This soup is such a welcome change from the norm. The fragrant curry spices work perfectly with the parsnips, and the sweetness of the apple adds a whole different dimension. The texture is very different too thanks to the grated apple. Try serving topped with some toasted flaked almonds – delicious!
- 1 tbsp coconut oil
- 1 large white onion, diced
- Thumb sized piece fresh ginger, crushed
- 2 cloves garlic, crushed
- 1 tbsp coriander
- 1 tsp turmeric
- 1 tsp cumin
- 8 cardomom pods, crushed
- 4 curry leaves
- 1 cinnamon stick, snapped in half
- 750g parsnips, cores removed, diced
- 1 litre vegetable stock
- 2 apples (I used Gala)
- Heat the coconut oil in a large saucepan or a small stock pot. Add the onion and cook on a low heat for about 5 minutes until soft. Add the ginger and garlic and cook for another 2 or 3 minutes.

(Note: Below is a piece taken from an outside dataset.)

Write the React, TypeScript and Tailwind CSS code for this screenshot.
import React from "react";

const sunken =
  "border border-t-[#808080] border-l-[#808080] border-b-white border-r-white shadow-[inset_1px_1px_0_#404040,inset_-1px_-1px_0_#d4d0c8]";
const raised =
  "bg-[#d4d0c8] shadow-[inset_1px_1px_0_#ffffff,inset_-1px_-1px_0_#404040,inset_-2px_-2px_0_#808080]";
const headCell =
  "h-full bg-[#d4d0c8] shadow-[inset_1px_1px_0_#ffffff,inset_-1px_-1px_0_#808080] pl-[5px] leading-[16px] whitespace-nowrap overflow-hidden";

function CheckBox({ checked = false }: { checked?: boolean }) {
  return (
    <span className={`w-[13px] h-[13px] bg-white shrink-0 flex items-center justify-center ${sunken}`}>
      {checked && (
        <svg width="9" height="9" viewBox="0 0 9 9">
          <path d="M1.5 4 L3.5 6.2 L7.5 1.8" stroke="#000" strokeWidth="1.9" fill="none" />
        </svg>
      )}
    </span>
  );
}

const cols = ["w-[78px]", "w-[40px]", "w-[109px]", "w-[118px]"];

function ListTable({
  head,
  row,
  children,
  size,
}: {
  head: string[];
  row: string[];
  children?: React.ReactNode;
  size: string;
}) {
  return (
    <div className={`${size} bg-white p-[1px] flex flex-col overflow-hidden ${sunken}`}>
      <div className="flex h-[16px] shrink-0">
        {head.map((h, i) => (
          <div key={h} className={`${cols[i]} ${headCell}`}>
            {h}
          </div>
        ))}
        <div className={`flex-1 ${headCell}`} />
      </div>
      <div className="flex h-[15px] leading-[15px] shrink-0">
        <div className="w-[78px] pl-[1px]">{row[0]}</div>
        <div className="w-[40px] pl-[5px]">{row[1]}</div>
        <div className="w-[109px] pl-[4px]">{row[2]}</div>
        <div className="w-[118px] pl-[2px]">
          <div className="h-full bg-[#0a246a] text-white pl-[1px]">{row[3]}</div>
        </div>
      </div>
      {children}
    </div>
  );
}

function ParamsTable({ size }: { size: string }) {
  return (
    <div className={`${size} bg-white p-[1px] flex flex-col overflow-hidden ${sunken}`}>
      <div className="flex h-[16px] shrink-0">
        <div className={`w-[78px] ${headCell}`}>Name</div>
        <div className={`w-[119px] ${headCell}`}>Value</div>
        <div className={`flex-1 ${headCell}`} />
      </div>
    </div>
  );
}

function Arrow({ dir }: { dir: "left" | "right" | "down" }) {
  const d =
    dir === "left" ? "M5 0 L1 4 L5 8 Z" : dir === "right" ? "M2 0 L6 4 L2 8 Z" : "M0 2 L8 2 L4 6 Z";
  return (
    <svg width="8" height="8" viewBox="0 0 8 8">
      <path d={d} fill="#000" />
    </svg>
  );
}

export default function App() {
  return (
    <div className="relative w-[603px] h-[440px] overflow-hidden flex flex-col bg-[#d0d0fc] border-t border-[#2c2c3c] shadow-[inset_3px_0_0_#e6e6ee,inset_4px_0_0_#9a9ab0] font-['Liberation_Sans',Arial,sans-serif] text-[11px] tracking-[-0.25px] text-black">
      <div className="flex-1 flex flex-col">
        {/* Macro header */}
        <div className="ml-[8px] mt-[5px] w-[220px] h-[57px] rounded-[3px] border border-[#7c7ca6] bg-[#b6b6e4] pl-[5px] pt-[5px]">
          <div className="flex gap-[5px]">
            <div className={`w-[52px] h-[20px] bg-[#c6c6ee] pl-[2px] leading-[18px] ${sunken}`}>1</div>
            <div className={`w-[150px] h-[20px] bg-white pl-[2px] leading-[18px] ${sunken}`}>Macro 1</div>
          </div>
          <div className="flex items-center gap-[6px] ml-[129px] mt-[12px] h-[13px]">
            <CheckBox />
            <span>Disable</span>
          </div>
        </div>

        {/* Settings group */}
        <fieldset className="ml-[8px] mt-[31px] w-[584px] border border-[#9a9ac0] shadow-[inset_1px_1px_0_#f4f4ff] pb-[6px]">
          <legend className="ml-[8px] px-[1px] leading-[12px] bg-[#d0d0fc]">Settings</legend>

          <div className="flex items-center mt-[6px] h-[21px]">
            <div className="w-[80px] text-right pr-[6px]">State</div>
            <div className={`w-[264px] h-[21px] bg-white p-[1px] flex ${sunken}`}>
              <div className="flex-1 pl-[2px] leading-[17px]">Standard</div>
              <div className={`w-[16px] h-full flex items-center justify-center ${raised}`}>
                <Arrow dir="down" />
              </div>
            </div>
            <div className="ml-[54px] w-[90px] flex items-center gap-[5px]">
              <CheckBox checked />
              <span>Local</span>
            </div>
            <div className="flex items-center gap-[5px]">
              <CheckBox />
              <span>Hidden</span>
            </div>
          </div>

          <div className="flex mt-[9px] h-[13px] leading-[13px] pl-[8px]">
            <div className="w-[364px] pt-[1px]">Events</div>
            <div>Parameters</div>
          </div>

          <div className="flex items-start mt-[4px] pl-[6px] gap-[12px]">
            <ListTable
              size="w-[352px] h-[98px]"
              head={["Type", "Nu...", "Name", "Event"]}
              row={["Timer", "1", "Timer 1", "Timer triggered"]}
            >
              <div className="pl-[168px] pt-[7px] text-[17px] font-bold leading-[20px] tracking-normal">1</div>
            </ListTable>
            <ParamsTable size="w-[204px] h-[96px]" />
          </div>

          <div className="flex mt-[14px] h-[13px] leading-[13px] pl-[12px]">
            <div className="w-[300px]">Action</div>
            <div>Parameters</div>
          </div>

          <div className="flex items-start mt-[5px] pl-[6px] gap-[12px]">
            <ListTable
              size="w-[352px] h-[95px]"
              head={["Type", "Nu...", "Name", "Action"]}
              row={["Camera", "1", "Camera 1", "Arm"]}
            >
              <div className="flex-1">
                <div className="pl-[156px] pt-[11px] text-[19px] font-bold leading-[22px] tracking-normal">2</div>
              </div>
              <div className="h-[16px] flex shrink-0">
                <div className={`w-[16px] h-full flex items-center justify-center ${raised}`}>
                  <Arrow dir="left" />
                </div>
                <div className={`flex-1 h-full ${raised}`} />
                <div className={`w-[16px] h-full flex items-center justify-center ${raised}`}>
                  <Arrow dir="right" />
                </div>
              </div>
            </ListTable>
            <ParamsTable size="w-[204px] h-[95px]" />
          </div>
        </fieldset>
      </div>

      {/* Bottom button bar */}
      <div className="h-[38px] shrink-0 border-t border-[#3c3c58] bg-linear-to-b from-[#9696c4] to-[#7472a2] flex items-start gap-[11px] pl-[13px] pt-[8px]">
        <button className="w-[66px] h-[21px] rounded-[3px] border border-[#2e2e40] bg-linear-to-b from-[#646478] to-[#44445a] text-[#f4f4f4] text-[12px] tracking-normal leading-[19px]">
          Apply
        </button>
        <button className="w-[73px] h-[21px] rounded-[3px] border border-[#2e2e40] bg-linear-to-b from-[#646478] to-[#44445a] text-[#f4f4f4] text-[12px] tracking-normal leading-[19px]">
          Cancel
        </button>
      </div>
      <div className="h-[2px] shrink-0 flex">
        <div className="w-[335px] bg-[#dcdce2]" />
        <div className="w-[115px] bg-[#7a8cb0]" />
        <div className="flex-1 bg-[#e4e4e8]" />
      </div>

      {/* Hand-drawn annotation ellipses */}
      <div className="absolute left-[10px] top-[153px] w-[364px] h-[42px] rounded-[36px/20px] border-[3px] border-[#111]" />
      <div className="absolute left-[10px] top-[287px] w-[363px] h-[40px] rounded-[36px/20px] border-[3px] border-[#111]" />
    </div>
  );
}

- Add the spices to the saucepan and stir frequently, taking care to make sure that they do not burn. Cook for about a minute or so, before adding the parsnips and the stock. Bring to the boil, then simmer gently for around 40 minutes.
- Remove the soup from the heat. Remove the cinnamon stick and curry leaves, then blitz in your blender. Return to the heat.

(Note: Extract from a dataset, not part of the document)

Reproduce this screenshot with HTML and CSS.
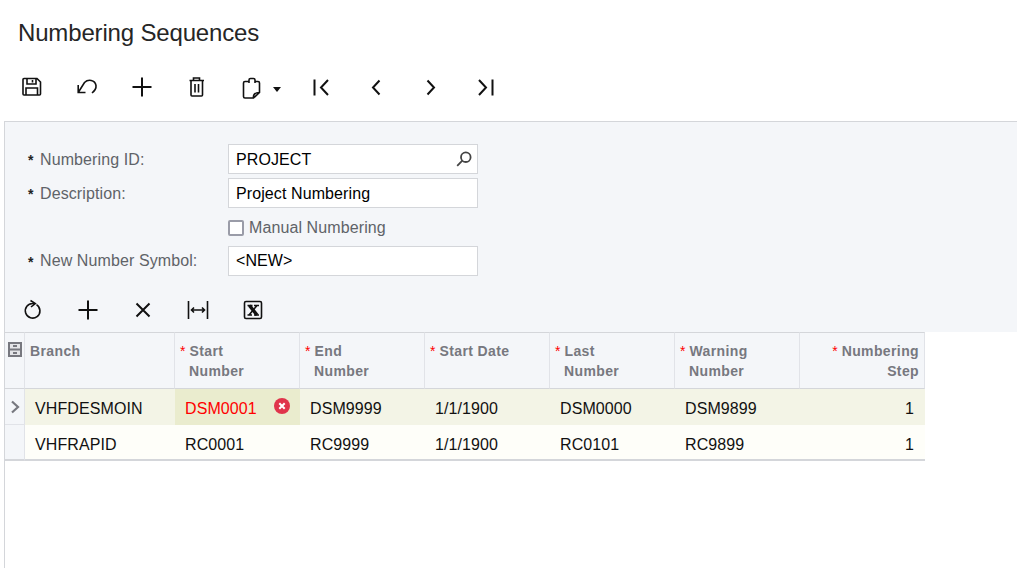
FILE: index.html
```html
<!DOCTYPE html>
<html lang="en">
<head>
<meta charset="utf-8">
<title>Numbering Sequences</title>
<link rel="stylesheet" href="styles.css">
</head>
<body>
<div class="page">
  <h1 class="title">Numbering Sequences</h1>
  <div class="toolbar main-bar">
    <button class="tool"><svg viewBox="0 0 20 20"><path d="M1 2.500a1 1 0 0 1 1-1h13l3.500 3.500v12a1 1 0 0 1-1 1H2a1 1 0 0 1-1-1zM5 1.500v5.500h9V1.500M10.500 3v2.500M4 18v-7h11.500v7"/></svg></button>
    <button class="tool"><svg viewBox="0 0 20 20"><path d="M1.200 8v7.500H8.500M1.200 15.500L7.500 5.500C11 2 18 2.500 19 8.500c.3 2.500-1.500 5.500-4 7.500"/></svg></button>
    <button class="tool"><svg viewBox="0 0 20 20"><path class="thick" d="M10 .5v19M.5 10h19"/></svg></button>
    <button class="tool"><svg viewBox="0 0 20 20"><path d="M2.500 3.500H17M6.500 3.500V1h6v2.500M4 3.500V18a1 1 0 0 0 1 1h9.500a1 1 0 0 0 1-1V3.500M8 7v8.500M11.500 7v8.500"/></svg></button>
    <button class="tool split"><svg viewBox="0 0 20 20"><path d="M7 4.500H3A1.500 1.500 0 0 0 1.500 6v13.500A1.500 1.500 0 0 0 3 21h8.500l6-5.500V6A1.500 1.500 0 0 0 16 4.500h-3M7 6V3a1.500 1.500 0 0 1 1.500-1.500h3A1.500 1.500 0 0 1 13 3v3M11.500 21c-.5-3 1-5.500 6-5.500"/></svg><span class="caret"></span></button>
    <button class="tool"><svg viewBox="0 0 20 20"><path class="thick" d="M3.500 2.500v16M17 3l-7 7.500 7 7.500"/></svg></button>
    <button class="tool"><svg viewBox="0 0 20 20"><path class="thick" d="M13.500 3.500l-6.500 7 6.500 7"/></svg></button>
    <button class="tool"><svg viewBox="0 0 20 20"><path class="thick" d="M6.500 3.500l6.500 7-6.500 7"/></svg></button>
    <button class="tool"><svg viewBox="0 0 20 20"><path class="thick" d="M16.500 2.500v16M3 3l7 7.500L3 18"/></svg></button>
  </div>

  <main class="panel">
    <form class="form">
      <div class="row nudge">
        <label class="label"><span class="req">*</span>Numbering ID:</label>
        <div class="field"><span>PROJECT</span>
          <svg class="search" viewBox="0 0 16 16"><circle cx="9.800" cy="6.200" r="4.800"/><path d="M6.300 9.700L1.200 14.800"/></svg>
        </div>
      </div>
      <div class="row nudge">
        <label class="label"><span class="req">*</span>Description:</label>
        <div class="field"><span>Project Numbering</span></div>
      </div>
      <div class="row check-row">
        <span class="box"></span><span class="check-text">Manual Numbering</span>
      </div>
      <div class="row">
        <label class="label"><span class="req">*</span>New Number Symbol:</label>
        <div class="field"><span>&lt;NEW&gt;</span></div>
      </div>
    </form>

    <div class="toolbar grid-bar">
      <button class="tool"><svg viewBox="0 0 20 20"><path d="M13.500 4.600A7.300 7.300 0 1 1 10 3.500h2M7.500 .5l4.800 3-4.300 3.500"/></svg></button>
      <button class="tool"><svg viewBox="0 0 20 20"><path class="thick" d="M10 .5v19M.5 10h19"/></svg></button>
      <button class="tool"><svg viewBox="0 0 20 20"><path class="thick" d="M3.500 3.500l13 13M16.500 3.500l-13 13"/></svg></button>
      <button class="tool"><svg viewBox="0 0 20 20"><path d="M.5 1v18M19.500 1v18M3.500 10h13M6 7.500L3.500 10 6 12.500M14 7.500l2.500 2.500-2.500 2.500"/></svg></button>
      <button class="tool"><svg viewBox="0 0 20 20"><rect x="1.500" y="1.500" width="17" height="17" rx="1.500"/><path class="x-mark" d="M6.500 5.500l7.500 9.500"/><path d="M14 5.500l-8 9.500M4.500 5.500h5M11 5.500h5M4.500 15h4.500M11 15h5"/></svg></button>
    </div>

    <div class="grid">
      <div class="hd sel"><svg class="files" viewBox="0 0 14 15"><path d="M1 1h12v13H1zM1 7.500h12M5 4h4M5 11h4"/></svg></div>
      <div class="hd">Branch</div>
      <div class="hd"><span class="star">*</span>Start<br><span class="indent">Number</span></div>
      <div class="hd"><span class="star">*</span>End<br><span class="indent">Number</span></div>
      <div class="hd"><span class="star">*</span>Start Date</div>
      <div class="hd"><span class="star">*</span>Last<br><span class="indent">Number</span></div>
      <div class="hd"><span class="star">*</span>Warning<br><span class="indent">Number</span></div>
      <div class="hd right"><span class="star">*</span>Numbering<br>Step</div>

      <div class="sel body sel-active"><svg class="chev" viewBox="0 0 10 14"><path d="M2 1.500L8 7l-6 5.500"/></svg></div>
      <div class="cell active branch">VHFDESMOIN</div>
      <div class="cell active error">DSM0001<svg class="err" viewBox="0 0 16 16"><circle cx="8" cy="8" r="8"/><path d="M5.300 5.300l5.400 5.400M10.700 5.300l-5.400 5.400"/></svg></div>
      <div class="cell active">DSM9999</div>
      <div class="cell active">1/1/1900</div>
      <div class="cell active">DSM0000</div>
      <div class="cell active">DSM9899</div>
      <div class="cell active num">1</div>

      <div class="sel body last"></div>
      <div class="cell last branch">VHFRAPID</div>
      <div class="cell last">RC0001</div>
      <div class="cell last">RC9999</div>
      <div class="cell last">1/1/1900</div>
      <div class="cell last">RC0101</div>
      <div class="cell last">RC9899</div>
      <div class="cell last num">1</div>
    </div>
  </main>
</div>
</body>
</html>
```
FILE: styles.css
```css
* { box-sizing: border-box; }
html, body { margin: 0; padding: 0; background: #fff; }
body { font-family: "Liberation Sans", Arial, sans-serif; font-size: 16px; color: #000; letter-spacing: 0.1px; }
.page { width: 1017px; height: 568px; overflow: hidden; display: flex; flex-direction: column; }
.title { margin: 0; padding: 18px 0 0 18px; height: 60px; font-size: 24px; line-height: 30px; font-weight: 400; color: #262626; letter-spacing: -0.16px; }

.toolbar { display: flex; align-items: center; }
.main-bar { height: 61px; padding-left: 4.5px; padding-bottom: 7px; }
.tool { width: 55px; height: 30px; padding: 0 0 0 17.5px; border: 0; background: none; display: flex; align-items: center; position: relative; flex: none; }
.tool.split { width: 69px; }
.tool svg { width: 20px; height: 20px; fill: none; stroke: #111; stroke-width: 1.600; overflow: visible; flex: none; }
.tool svg .thick { stroke-width: 2; }
.tool svg .x-mark { stroke-width: 3.500; }
.caret { position: absolute; left: 48px; top: 15px; width: 0; height: 0; border-left: 4.500px solid transparent; border-right: 4.500px solid transparent; border-top: 5px solid #111; }

.panel { flex: 1; margin-left: 4px; border-left: 1px solid #d4d6da; display: flex; flex-direction: column; }
.form { background: #f4f6f9; border-top: 1px solid #d4d6da; padding: 22px 0 0 23px; height: 171px; }
.row { display: flex; align-items: center; height: 30px; margin-bottom: 4px; }
.check-row { padding: 1px 0 0 200px; }
.label { width: 200px; color: #5f6368; display: flex; }
.nudge .label { padding-top: 2px; }
.nudge .field { padding-top: 2px; }
.req { width: 12px; color: #222; font-size: 14px; font-weight: 700; padding-top: 3px; line-height: 15px; }
.nudge .req { padding-top: 2px; }
.field { width: 250px; height: 30px; border: 1px solid #d4d6da; background: #fff; padding: 0 7px; display: flex; align-items: center; justify-content: space-between; line-height: 24px; }
.search { width: 16px; height: 16px; margin: -2px -2px 0 0; fill: none; stroke: #444; stroke-width: 1.800; }
.box { width: 16px; height: 16px; border: 2px solid #9a9ca8; border-radius: 2px; background: #fff; margin-right: 5px; }
.check-text { color: #5f6368; }

.grid-bar { background: #f4f6f9; height: 40px; padding: 0 0 4px 0.5px; }

.grid { display: grid; grid-template-columns: 20px 150px repeat(6, 125px); grid-template-rows: 57px 36px 36px; width: 920px; }
.hd { background: #f4f6f9; border-top: 1px solid #d4d6da; border-bottom: 1px solid #d4d6da; border-right: 1px solid #e1e3e8; padding: 8px 5px 0; font-size: 14px; font-weight: 700; line-height: 20px; letter-spacing: 0.38px; color: #77787f; }
.hd.sel { padding: 9px 0 0 3px; }
.hd.right { text-align: right; }
.star { color: #f00; font-weight: 400; display: inline-block; width: 9.500px; line-height: 14px; letter-spacing: 0; text-align: left; }
.indent { padding-left: 9px; }
.files { width: 14px; height: 15px; fill: #e4e5e8; stroke: #77787f; stroke-width: 2; display: block; }
.sel.body { background: #f4f6f9; border-right: 1px solid #e1e3e8; display: flex; align-items: center; padding-left: 5px; }
.sel.body.sel-active { border-bottom: 1px solid #e1e3e8; }
.chev { width: 10px; height: 14px; fill: none; stroke: #77787f; stroke-width: 2.200; }
.cell { padding: 4px 10px 0; display: flex; align-items: center; line-height: 28px; color: #111; background: #fefef9; }
.cell.active { background: #f3f4e6; }
.cell.error { background: #eaecce; color: #f00; justify-content: space-between; }
.cell.num { justify-content: flex-end; padding-right: 11px; }
.cell.last { padding-top: 6px; }
.cell.last, .sel.body.last { border-bottom: 2px solid #d4d6da; }
.err { width: 16px; height: 16px; flex: none; margin-bottom: 6px; }
.err circle { fill: #e0344b; }
.err path { stroke: #fff; stroke-width: 2; fill: none; }
```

- Grate the apples and add to the saucepan. Wait until the soup begins to simmer again before serving.
Do you often make soup? Which is your favourite paleo friendly soup? I quite often make a big batch of soup, freeze it and take it to work to reheat (I hate using microwaves, but figure this is a better option than relying on a very un-paleo food court!)